(Your task): Without the images, write out the whole listing exactly.

(Recorded information):

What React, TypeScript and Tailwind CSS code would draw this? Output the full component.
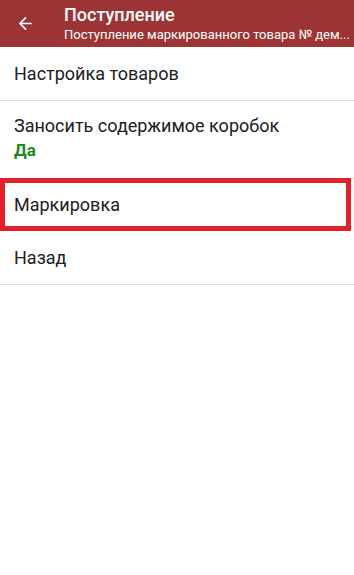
import { ArrowLeft } from 'lucide-react';

export default function App() {
  return (
    <div className="w-[354px] h-[575px] bg-white overflow-hidden" style={{ fontFamily: 'Roboto, "Noto Sans", sans-serif' }}>
      {/* Toolbar */}
      <div className="h-[47px] bg-[#9c3435] flex items-center text-white">
        <div className="w-[64px] shrink-0 flex items-center pl-[16px]">
          <ArrowLeft className="w-[19px] h-[19px]" strokeWidth={2.2} />
        </div>
        <div className="flex flex-col min-w-0">
          <div className="text-[18px] leading-[22px] font-medium">Поступление</div>
          <div className="text-[13px] leading-[17px] whitespace-nowrap">Поступление маркированного товара № дем...</div>
        </div>
      </div>

      {/* Menu */}
      <div className="text-[#202020]">
        <div className="h-[54px] flex items-center px-[14px] text-[18px] border-b border-[#e0e0e0]">
          Настройка товаров
        </div>
        <div className="h-[78px] flex flex-col pt-[13px] px-[14px] border-b border-[#e0e0e0]">
          <div className="text-[18px] leading-[24px]">Заносить содержимое коробок</div>
          <div className="text-[17px] leading-[24px] font-bold text-[#1a8a1a]">Да</div>
        </div>
        <div className="h-[53px] flex items-center px-[9px] text-[18px] border-[5px] border-[#e3202a] mr-[3px] -mt-px">
          Маркировка
        </div>
        <div className="h-[54px] flex items-center px-[14px] text-[18px] border-b border-[#e0e0e0]">
          Назад
        </div>
      </div>
    </div>
  );
}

(Exercise answer):
What React, TypeScript and Tailwind CSS code would draw this? Output the full component.
import { ArrowLeft } from 'lucide-react';

export default function App() {
  return (
    <div className="w-[354px] h-[575px] bg-white overflow-hidden" style={{ fontFamily: 'Roboto, "Noto Sans", sans-serif' }}>
      {/* Toolbar */}
      <div className="h-[47px] bg-[#9c3435] flex items-center text-white">
        <div className="w-[64px] shrink-0 flex items-center pl-[16px]">
          <ArrowLeft className="w-[19px] h-[19px]" strokeWidth={2.2} />
        </div>
        <div className="flex flex-col min-w-0">
          <div className="text-[18px] leading-[22px] font-medium">Поступление</div>
          <div className="text-[13px] leading-[17px] whitespace-nowrap">Поступление маркированного товара № дем...</div>
        </div>
      </div>

      {/* Menu */}
      <div className="text-[#202020]">
        <div className="h-[54px] flex items-center px-[14px] text-[18px] border-b border-[#e0e0e0]">
          Настройка товаров
        </div>
        <div className="h-[78px] flex flex-col pt-[13px] px-[14px] border-b border-[#e0e0e0]">
          <div className="text-[18px] leading-[24px]">Заносить содержимое коробок</div>
          <div className="text-[17px] leading-[24px] font-bold text-[#1a8a1a]">Да</div>
        </div>
        <div className="h-[53px] flex items-center px-[9px] text-[18px] border-[5px] border-[#e3202a] mr-[3px] -mt-px">
          Маркировка
        </div>
        <div className="h-[54px] flex items-center px-[14px] text-[18px] border-b border-[#e0e0e0]">
          Назад
        </div>
      </div>
    </div>
  );
}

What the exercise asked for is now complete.